Now our Lord, crucified and risen in glory, summons us all to enter such glory with Him! He invites us one and all to forsake seeking our own glory and honor and to give all honor to His Father! He invites us to place His will above our own. When we do that, will folks think we’re nuts? Of course they will! Just like they would have thought Abraham nuts; just like our Lord was judged to be possessed. When we do that, will it mean sometimes that God will demand of us sacrifices that tear at our hearts? You bet. There will be times that God sends suffering of such magnitude that our hearts will break. But what does that matter? We know that we can offer such suffering to God in thanksgiving and bear it with patience, carrying it willingly, because we seek HIS honor, HIS glory – not our own! And we can do so in the certainty that whatever we suffer here in this world simply is not worth being compared with the glory that will be revealed in us!

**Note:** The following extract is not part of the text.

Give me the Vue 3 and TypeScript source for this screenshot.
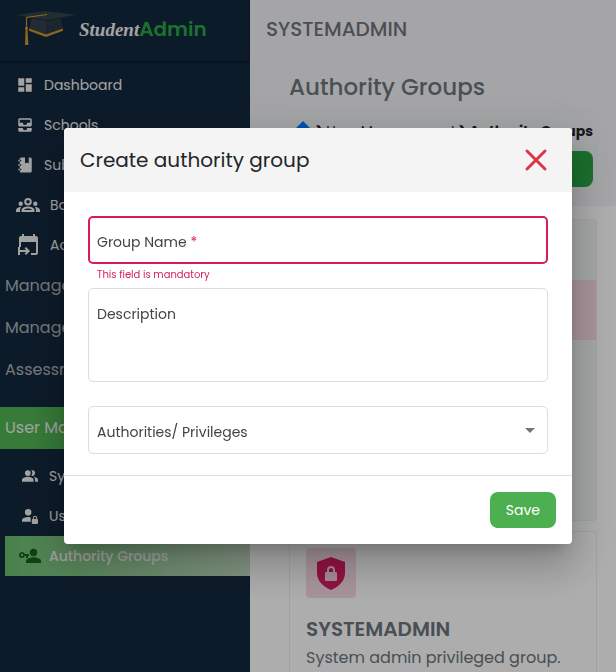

Again today we get to receive what our Epistle called “the promise of an eternal inheritance.” He delivers it to us at this Table. Here the sacrifice our Lord freely and willingly once made upon the cross is given to us as our life. These holy gifts free us from seeking our own glory and unite us to our Lord that with and in Him we may always seek only the honor of the Father, who with the Son and the All-holy Spirit lives and reigns forever and ever! Amen.